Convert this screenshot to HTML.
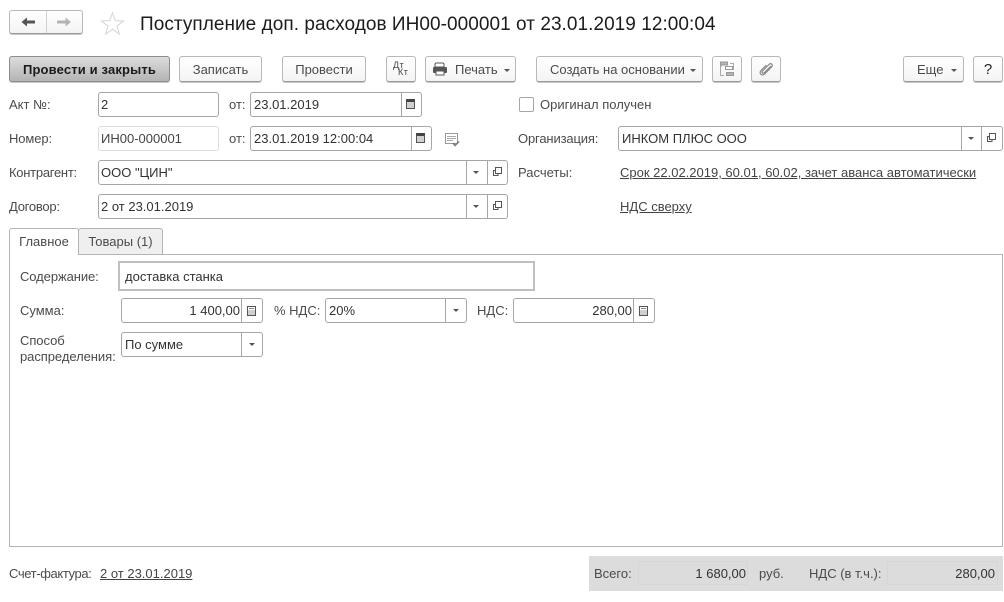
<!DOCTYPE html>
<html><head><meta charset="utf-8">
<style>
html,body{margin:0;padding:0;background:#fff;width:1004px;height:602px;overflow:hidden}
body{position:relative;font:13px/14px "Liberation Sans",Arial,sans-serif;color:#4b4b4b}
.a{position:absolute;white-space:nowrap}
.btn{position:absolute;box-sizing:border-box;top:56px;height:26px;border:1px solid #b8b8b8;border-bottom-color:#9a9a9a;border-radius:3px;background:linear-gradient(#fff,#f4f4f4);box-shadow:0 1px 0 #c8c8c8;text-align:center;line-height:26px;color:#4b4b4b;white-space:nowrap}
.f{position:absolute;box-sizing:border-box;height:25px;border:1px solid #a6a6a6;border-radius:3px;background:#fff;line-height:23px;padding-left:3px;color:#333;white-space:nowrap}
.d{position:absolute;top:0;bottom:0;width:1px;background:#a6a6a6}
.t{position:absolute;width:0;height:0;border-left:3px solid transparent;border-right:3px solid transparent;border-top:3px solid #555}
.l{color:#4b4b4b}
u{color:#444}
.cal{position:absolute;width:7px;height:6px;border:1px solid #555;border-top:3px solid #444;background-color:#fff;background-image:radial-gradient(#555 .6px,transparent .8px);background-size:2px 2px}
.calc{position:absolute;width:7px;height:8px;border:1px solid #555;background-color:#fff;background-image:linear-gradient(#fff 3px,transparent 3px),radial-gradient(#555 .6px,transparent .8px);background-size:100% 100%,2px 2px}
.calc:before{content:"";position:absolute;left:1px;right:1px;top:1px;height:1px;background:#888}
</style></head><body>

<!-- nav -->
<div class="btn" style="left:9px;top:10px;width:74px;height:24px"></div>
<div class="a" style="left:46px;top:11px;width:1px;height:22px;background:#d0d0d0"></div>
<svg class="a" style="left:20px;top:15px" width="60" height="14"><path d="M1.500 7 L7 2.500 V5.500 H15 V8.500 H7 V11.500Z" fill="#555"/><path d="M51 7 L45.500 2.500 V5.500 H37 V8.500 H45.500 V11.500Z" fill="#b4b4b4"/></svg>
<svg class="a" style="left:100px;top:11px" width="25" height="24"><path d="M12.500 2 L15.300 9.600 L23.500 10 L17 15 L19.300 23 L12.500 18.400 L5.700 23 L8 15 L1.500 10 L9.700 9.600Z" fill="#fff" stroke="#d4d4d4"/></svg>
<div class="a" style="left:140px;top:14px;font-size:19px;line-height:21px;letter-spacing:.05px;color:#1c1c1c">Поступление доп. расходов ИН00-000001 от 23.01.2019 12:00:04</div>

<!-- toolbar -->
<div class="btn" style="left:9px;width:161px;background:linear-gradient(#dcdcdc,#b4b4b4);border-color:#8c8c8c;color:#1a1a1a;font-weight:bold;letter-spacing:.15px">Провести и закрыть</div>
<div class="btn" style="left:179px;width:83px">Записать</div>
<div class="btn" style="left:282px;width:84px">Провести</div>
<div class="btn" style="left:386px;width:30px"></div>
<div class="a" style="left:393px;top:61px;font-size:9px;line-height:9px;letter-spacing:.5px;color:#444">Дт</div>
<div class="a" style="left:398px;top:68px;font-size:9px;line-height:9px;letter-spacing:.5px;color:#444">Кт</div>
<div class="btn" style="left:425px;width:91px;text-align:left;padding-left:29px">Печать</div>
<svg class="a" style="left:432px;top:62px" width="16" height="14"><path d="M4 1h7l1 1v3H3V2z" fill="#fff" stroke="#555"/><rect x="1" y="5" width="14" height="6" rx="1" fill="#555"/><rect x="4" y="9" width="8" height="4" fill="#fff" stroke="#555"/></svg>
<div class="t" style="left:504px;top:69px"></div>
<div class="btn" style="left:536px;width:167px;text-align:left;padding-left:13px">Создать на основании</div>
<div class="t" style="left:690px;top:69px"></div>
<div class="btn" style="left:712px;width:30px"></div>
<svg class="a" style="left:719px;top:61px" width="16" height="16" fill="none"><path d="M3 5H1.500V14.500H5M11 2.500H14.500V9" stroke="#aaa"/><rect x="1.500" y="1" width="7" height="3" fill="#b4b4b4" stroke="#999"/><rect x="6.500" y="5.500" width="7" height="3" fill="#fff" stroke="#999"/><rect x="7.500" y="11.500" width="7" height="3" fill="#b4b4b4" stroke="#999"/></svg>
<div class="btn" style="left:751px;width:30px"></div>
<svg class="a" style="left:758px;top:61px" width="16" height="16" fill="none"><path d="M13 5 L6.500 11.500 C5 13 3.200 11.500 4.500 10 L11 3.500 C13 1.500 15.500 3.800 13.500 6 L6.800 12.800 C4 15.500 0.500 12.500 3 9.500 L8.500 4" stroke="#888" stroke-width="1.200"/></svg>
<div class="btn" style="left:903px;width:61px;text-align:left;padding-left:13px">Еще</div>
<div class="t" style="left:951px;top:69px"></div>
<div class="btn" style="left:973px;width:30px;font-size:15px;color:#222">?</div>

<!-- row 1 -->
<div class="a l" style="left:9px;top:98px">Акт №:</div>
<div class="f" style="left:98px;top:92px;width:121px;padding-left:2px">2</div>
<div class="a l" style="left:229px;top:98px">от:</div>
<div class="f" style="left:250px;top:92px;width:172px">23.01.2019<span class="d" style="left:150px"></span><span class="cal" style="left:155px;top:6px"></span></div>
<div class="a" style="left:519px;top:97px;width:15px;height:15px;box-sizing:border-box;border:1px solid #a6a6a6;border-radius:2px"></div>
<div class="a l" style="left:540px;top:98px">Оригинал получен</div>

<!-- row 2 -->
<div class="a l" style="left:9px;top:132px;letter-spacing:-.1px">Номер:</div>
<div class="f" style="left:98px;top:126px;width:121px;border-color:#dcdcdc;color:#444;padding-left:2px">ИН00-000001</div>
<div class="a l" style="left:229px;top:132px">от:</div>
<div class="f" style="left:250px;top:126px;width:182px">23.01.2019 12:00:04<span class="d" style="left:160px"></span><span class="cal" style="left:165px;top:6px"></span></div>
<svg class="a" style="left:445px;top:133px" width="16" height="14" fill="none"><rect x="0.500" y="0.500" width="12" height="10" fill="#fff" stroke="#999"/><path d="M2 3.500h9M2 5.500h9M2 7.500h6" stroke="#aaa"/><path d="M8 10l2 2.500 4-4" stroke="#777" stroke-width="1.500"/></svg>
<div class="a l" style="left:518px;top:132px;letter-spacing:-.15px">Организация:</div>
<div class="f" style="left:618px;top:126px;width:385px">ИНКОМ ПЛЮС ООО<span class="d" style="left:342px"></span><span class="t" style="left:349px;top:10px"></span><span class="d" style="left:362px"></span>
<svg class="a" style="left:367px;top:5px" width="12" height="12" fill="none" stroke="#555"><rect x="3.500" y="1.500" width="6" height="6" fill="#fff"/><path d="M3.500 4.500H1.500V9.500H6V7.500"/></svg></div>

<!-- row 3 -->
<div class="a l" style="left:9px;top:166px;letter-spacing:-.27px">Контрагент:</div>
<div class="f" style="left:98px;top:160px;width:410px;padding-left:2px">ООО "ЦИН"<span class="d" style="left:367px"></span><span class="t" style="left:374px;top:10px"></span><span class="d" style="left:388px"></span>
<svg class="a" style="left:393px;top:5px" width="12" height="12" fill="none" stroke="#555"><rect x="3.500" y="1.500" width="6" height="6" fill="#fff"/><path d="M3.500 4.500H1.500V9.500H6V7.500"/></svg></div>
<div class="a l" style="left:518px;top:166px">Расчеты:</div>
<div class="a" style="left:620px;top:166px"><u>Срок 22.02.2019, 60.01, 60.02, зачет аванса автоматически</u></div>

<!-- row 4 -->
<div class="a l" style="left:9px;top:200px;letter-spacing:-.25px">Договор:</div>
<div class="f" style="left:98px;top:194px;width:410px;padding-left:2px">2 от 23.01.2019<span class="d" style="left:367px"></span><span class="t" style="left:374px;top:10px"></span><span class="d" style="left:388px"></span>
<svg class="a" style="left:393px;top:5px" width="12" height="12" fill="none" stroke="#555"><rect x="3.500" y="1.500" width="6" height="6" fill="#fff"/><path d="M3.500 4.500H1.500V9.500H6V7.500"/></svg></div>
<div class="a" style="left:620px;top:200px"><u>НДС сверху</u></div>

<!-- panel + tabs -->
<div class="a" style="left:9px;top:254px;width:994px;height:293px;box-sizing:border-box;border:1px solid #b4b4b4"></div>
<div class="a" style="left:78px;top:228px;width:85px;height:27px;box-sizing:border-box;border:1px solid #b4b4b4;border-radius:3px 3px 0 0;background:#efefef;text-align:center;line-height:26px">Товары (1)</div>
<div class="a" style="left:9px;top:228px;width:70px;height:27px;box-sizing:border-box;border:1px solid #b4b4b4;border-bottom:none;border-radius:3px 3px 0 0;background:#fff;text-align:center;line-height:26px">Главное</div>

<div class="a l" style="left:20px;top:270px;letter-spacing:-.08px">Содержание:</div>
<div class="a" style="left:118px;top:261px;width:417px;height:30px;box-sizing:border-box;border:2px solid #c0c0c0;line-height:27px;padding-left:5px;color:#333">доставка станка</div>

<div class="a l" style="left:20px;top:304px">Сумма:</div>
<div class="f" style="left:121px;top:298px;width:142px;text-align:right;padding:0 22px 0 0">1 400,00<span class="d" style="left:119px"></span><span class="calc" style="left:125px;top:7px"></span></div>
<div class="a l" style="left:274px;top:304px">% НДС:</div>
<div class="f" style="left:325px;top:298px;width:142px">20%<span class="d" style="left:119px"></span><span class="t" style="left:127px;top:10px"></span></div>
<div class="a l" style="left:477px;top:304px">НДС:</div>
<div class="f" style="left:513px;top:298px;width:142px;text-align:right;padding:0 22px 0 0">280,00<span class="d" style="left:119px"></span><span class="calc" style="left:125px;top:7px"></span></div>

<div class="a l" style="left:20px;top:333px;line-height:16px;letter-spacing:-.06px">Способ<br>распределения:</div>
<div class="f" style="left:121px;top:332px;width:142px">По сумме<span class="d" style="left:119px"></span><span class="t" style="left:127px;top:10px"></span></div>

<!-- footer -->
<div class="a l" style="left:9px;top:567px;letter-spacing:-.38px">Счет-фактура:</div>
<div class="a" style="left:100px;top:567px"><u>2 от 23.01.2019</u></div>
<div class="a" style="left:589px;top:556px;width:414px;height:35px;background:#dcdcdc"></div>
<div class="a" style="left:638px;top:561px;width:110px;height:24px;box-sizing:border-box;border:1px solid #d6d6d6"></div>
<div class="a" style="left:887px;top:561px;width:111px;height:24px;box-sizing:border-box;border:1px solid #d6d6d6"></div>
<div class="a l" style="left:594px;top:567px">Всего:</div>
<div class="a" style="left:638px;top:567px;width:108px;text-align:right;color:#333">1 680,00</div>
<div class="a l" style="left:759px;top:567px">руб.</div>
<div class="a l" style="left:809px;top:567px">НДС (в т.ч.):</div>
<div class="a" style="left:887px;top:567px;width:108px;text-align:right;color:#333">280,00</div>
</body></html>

WHAT YOU ARE ASKED TO DO :: Take the material above from its first line through the line holding "от 23.01.2019 12:00:04</div>" and set it down exactly, without the pictures.

FULL SOLUTION ::
Convert this screenshot to HTML.
<!DOCTYPE html>
<html><head><meta charset="utf-8">
<style>
html,body{margin:0;padding:0;background:#fff;width:1004px;height:602px;overflow:hidden}
body{position:relative;font:13px/14px "Liberation Sans",Arial,sans-serif;color:#4b4b4b}
.a{position:absolute;white-space:nowrap}
.btn{position:absolute;box-sizing:border-box;top:56px;height:26px;border:1px solid #b8b8b8;border-bottom-color:#9a9a9a;border-radius:3px;background:linear-gradient(#fff,#f4f4f4);box-shadow:0 1px 0 #c8c8c8;text-align:center;line-height:26px;color:#4b4b4b;white-space:nowrap}
.f{position:absolute;box-sizing:border-box;height:25px;border:1px solid #a6a6a6;border-radius:3px;background:#fff;line-height:23px;padding-left:3px;color:#333;white-space:nowrap}
.d{position:absolute;top:0;bottom:0;width:1px;background:#a6a6a6}
.t{position:absolute;width:0;height:0;border-left:3px solid transparent;border-right:3px solid transparent;border-top:3px solid #555}
.l{color:#4b4b4b}
u{color:#444}
.cal{position:absolute;width:7px;height:6px;border:1px solid #555;border-top:3px solid #444;background-color:#fff;background-image:radial-gradient(#555 .6px,transparent .8px);background-size:2px 2px}
.calc{position:absolute;width:7px;height:8px;border:1px solid #555;background-color:#fff;background-image:linear-gradient(#fff 3px,transparent 3px),radial-gradient(#555 .6px,transparent .8px);background-size:100% 100%,2px 2px}
.calc:before{content:"";position:absolute;left:1px;right:1px;top:1px;height:1px;background:#888}
</style></head><body>

<!-- nav -->
<div class="btn" style="left:9px;top:10px;width:74px;height:24px"></div>
<div class="a" style="left:46px;top:11px;width:1px;height:22px;background:#d0d0d0"></div>
<svg class="a" style="left:20px;top:15px" width="60" height="14"><path d="M1.500 7 L7 2.500 V5.500 H15 V8.500 H7 V11.500Z" fill="#555"/><path d="M51 7 L45.500 2.500 V5.500 H37 V8.500 H45.500 V11.500Z" fill="#b4b4b4"/></svg>
<svg class="a" style="left:100px;top:11px" width="25" height="24"><path d="M12.500 2 L15.300 9.600 L23.500 10 L17 15 L19.300 23 L12.500 18.400 L5.700 23 L8 15 L1.500 10 L9.700 9.600Z" fill="#fff" stroke="#d4d4d4"/></svg>
<div class="a" style="left:140px;top:14px;font-size:19px;line-height:21px;letter-spacing:.05px;color:#1c1c1c">Поступление доп. расходов ИН00-000001 от 23.01.2019 12:00:04</div>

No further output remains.